>> Begin THE RECORDS

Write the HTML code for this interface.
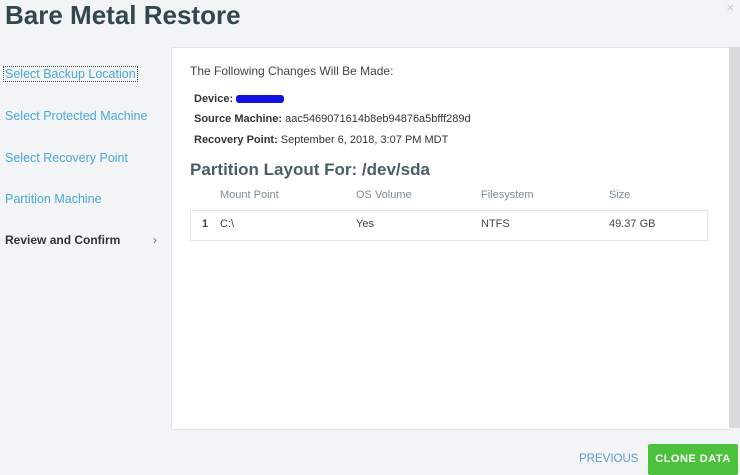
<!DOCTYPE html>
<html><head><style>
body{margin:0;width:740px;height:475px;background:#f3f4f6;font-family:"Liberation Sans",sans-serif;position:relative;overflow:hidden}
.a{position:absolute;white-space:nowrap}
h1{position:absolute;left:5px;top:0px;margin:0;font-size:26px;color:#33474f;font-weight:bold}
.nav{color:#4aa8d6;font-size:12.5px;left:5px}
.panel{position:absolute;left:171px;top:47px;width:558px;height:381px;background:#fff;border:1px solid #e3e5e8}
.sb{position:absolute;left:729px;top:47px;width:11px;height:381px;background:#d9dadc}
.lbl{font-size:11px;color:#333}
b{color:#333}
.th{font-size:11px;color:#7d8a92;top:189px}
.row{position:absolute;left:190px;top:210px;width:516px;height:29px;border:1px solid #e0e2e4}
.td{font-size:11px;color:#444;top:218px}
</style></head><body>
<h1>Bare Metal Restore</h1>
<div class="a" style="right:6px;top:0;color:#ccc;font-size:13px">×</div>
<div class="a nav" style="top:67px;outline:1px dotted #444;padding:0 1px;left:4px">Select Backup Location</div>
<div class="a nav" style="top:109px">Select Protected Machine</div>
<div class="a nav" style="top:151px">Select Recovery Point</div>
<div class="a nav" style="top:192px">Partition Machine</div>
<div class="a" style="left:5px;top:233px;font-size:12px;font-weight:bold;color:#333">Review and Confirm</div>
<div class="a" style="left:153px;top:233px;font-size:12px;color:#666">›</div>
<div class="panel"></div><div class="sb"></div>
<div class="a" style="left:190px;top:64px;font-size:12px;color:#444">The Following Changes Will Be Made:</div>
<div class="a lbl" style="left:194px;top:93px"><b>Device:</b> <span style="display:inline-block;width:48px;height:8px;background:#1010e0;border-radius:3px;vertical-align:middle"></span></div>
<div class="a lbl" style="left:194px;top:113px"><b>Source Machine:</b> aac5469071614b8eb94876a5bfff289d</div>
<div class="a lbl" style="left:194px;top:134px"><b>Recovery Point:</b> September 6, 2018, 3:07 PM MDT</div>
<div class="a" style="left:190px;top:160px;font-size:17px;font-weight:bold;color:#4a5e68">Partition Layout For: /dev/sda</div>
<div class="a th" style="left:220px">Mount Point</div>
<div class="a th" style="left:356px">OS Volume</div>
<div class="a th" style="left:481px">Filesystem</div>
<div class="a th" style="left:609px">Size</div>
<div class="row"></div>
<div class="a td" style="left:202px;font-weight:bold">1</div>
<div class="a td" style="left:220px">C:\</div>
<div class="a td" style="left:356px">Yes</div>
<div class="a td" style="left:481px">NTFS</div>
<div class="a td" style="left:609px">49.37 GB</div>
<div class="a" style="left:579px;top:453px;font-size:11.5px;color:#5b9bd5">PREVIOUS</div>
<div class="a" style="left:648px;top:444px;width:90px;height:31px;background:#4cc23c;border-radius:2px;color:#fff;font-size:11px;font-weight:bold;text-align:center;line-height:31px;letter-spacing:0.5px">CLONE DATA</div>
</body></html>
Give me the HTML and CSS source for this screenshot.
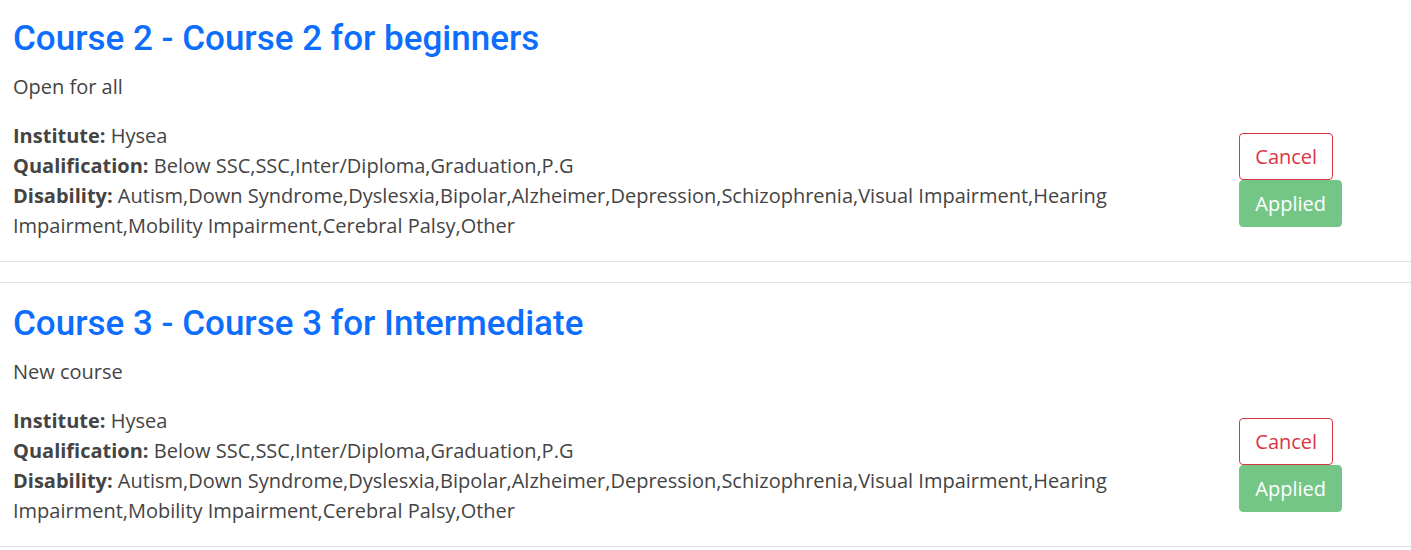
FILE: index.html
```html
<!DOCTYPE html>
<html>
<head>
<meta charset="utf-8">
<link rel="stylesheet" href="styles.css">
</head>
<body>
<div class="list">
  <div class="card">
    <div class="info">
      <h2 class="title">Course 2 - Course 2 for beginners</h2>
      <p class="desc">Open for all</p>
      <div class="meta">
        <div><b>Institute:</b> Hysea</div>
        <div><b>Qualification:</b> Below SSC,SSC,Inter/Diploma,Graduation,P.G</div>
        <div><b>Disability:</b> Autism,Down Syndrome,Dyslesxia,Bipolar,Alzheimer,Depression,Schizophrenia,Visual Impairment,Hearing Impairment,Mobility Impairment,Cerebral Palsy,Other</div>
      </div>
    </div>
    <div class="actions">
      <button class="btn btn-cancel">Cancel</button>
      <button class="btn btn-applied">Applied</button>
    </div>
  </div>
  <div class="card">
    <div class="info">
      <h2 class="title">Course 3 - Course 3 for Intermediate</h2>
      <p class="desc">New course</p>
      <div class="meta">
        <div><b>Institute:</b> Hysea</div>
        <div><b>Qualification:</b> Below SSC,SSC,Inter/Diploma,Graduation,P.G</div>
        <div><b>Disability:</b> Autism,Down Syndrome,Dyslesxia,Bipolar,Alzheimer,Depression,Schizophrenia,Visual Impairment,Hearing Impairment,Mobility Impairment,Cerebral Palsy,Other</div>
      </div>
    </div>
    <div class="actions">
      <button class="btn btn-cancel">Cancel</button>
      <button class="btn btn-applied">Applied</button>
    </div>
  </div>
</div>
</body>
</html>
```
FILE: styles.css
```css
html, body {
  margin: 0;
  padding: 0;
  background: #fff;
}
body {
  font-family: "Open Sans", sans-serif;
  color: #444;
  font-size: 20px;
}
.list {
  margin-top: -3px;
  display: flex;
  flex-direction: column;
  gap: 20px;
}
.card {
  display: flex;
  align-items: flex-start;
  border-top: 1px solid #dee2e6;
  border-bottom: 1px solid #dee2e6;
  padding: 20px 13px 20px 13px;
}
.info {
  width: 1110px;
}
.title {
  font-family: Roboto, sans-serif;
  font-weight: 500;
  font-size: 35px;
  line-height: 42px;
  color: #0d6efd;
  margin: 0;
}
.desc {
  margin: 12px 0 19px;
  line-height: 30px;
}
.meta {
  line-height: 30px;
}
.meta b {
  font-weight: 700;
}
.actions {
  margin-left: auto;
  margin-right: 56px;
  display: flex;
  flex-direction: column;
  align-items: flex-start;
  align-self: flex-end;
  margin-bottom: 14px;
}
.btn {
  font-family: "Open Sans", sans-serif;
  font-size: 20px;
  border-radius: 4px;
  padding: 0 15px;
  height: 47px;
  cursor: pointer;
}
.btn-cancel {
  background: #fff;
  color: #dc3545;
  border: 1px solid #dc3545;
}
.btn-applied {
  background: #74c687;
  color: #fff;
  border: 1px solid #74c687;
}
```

>> End THE RECORDS

__INSTRUCTION__
Every line of the data above should be quoted exactly. Omit the pictures.

__OUTPUT__
Write the HTML code for this interface.
<!DOCTYPE html>
<html><head><style>
body{margin:0;width:740px;height:475px;background:#f3f4f6;font-family:"Liberation Sans",sans-serif;position:relative;overflow:hidden}
.a{position:absolute;white-space:nowrap}
h1{position:absolute;left:5px;top:0px;margin:0;font-size:26px;color:#33474f;font-weight:bold}
.nav{color:#4aa8d6;font-size:12.5px;left:5px}
.panel{position:absolute;left:171px;top:47px;width:558px;height:381px;background:#fff;border:1px solid #e3e5e8}
.sb{position:absolute;left:729px;top:47px;width:11px;height:381px;background:#d9dadc}
.lbl{font-size:11px;color:#333}
b{color:#333}
.th{font-size:11px;color:#7d8a92;top:189px}
.row{position:absolute;left:190px;top:210px;width:516px;height:29px;border:1px solid #e0e2e4}
.td{font-size:11px;color:#444;top:218px}
</style></head><body>
<h1>Bare Metal Restore</h1>
<div class="a" style="right:6px;top:0;color:#ccc;font-size:13px">×</div>
<div class="a nav" style="top:67px;outline:1px dotted #444;padding:0 1px;left:4px">Select Backup Location</div>
<div class="a nav" style="top:109px">Select Protected Machine</div>
<div class="a nav" style="top:151px">Select Recovery Point</div>
<div class="a nav" style="top:192px">Partition Machine</div>
<div class="a" style="left:5px;top:233px;font-size:12px;font-weight:bold;color:#333">Review and Confirm</div>
<div class="a" style="left:153px;top:233px;font-size:12px;color:#666">›</div>
<div class="panel"></div><div class="sb"></div>
<div class="a" style="left:190px;top:64px;font-size:12px;color:#444">The Following Changes Will Be Made:</div>
<div class="a lbl" style="left:194px;top:93px"><b>Device:</b> <span style="display:inline-block;width:48px;height:8px;background:#1010e0;border-radius:3px;vertical-align:middle"></span></div>
<div class="a lbl" style="left:194px;top:113px"><b>Source Machine:</b> aac5469071614b8eb94876a5bfff289d</div>
<div class="a lbl" style="left:194px;top:134px"><b>Recovery Point:</b> September 6, 2018, 3:07 PM MDT</div>
<div class="a" style="left:190px;top:160px;font-size:17px;font-weight:bold;color:#4a5e68">Partition Layout For: /dev/sda</div>
<div class="a th" style="left:220px">Mount Point</div>
<div class="a th" style="left:356px">OS Volume</div>
<div class="a th" style="left:481px">Filesystem</div>
<div class="a th" style="left:609px">Size</div>
<div class="row"></div>
<div class="a td" style="left:202px;font-weight:bold">1</div>
<div class="a td" style="left:220px">C:\</div>
<div class="a td" style="left:356px">Yes</div>
<div class="a td" style="left:481px">NTFS</div>
<div class="a td" style="left:609px">49.37 GB</div>
<div class="a" style="left:579px;top:453px;font-size:11.5px;color:#5b9bd5">PREVIOUS</div>
<div class="a" style="left:648px;top:444px;width:90px;height:31px;background:#4cc23c;border-radius:2px;color:#fff;font-size:11px;font-weight:bold;text-align:center;line-height:31px;letter-spacing:0.5px">CLONE DATA</div>
</body></html>
Give me the HTML and CSS source for this screenshot.
FILE: index.html
```html
<!DOCTYPE html>
<html>
<head>
<meta charset="utf-8">
<link rel="stylesheet" href="styles.css">
</head>
<body>
<div class="list">
  <div class="card">
    <div class="info">
      <h2 class="title">Course 2 - Course 2 for beginners</h2>
      <p class="desc">Open for all</p>
      <div class="meta">
        <div><b>Institute:</b> Hysea</div>
        <div><b>Qualification:</b> Below SSC,SSC,Inter/Diploma,Graduation,P.G</div>
        <div><b>Disability:</b> Autism,Down Syndrome,Dyslesxia,Bipolar,Alzheimer,Depression,Schizophrenia,Visual Impairment,Hearing Impairment,Mobility Impairment,Cerebral Palsy,Other</div>
      </div>
    </div>
    <div class="actions">
      <button class="btn btn-cancel">Cancel</button>
      <button class="btn btn-applied">Applied</button>
    </div>
  </div>
  <div class="card">
    <div class="info">
      <h2 class="title">Course 3 - Course 3 for Intermediate</h2>
      <p class="desc">New course</p>
      <div class="meta">
        <div><b>Institute:</b> Hysea</div>
        <div><b>Qualification:</b> Below SSC,SSC,Inter/Diploma,Graduation,P.G</div>
        <div><b>Disability:</b> Autism,Down Syndrome,Dyslesxia,Bipolar,Alzheimer,Depression,Schizophrenia,Visual Impairment,Hearing Impairment,Mobility Impairment,Cerebral Palsy,Other</div>
      </div>
    </div>
    <div class="actions">
      <button class="btn btn-cancel">Cancel</button>
      <button class="btn btn-applied">Applied</button>
    </div>
  </div>
</div>
</body>
</html>
```
FILE: styles.css
```css
html, body {
  margin: 0;
  padding: 0;
  background: #fff;
}
body {
  font-family: "Open Sans", sans-serif;
  color: #444;
  font-size: 20px;
}
.list {
  margin-top: -3px;
  display: flex;
  flex-direction: column;
  gap: 20px;
}
.card {
  display: flex;
  align-items: flex-start;
  border-top: 1px solid #dee2e6;
  border-bottom: 1px solid #dee2e6;
  padding: 20px 13px 20px 13px;
}
.info {
  width: 1110px;
}
.title {
  font-family: Roboto, sans-serif;
  font-weight: 500;
  font-size: 35px;
  line-height: 42px;
  color: #0d6efd;
  margin: 0;
}
.desc {
  margin: 12px 0 19px;
  line-height: 30px;
}
.meta {
  line-height: 30px;
}
.meta b {
  font-weight: 700;
}
.actions {
  margin-left: auto;
  margin-right: 56px;
  display: flex;
  flex-direction: column;
  align-items: flex-start;
  align-self: flex-end;
  margin-bottom: 14px;
}
.btn {
  font-family: "Open Sans", sans-serif;
  font-size: 20px;
  border-radius: 4px;
  padding: 0 15px;
  height: 47px;
  cursor: pointer;
}
.btn-cancel {
  background: #fff;
  color: #dc3545;
  border: 1px solid #dc3545;
}
.btn-applied {
  background: #74c687;
  color: #fff;
  border: 1px solid #74c687;
}
```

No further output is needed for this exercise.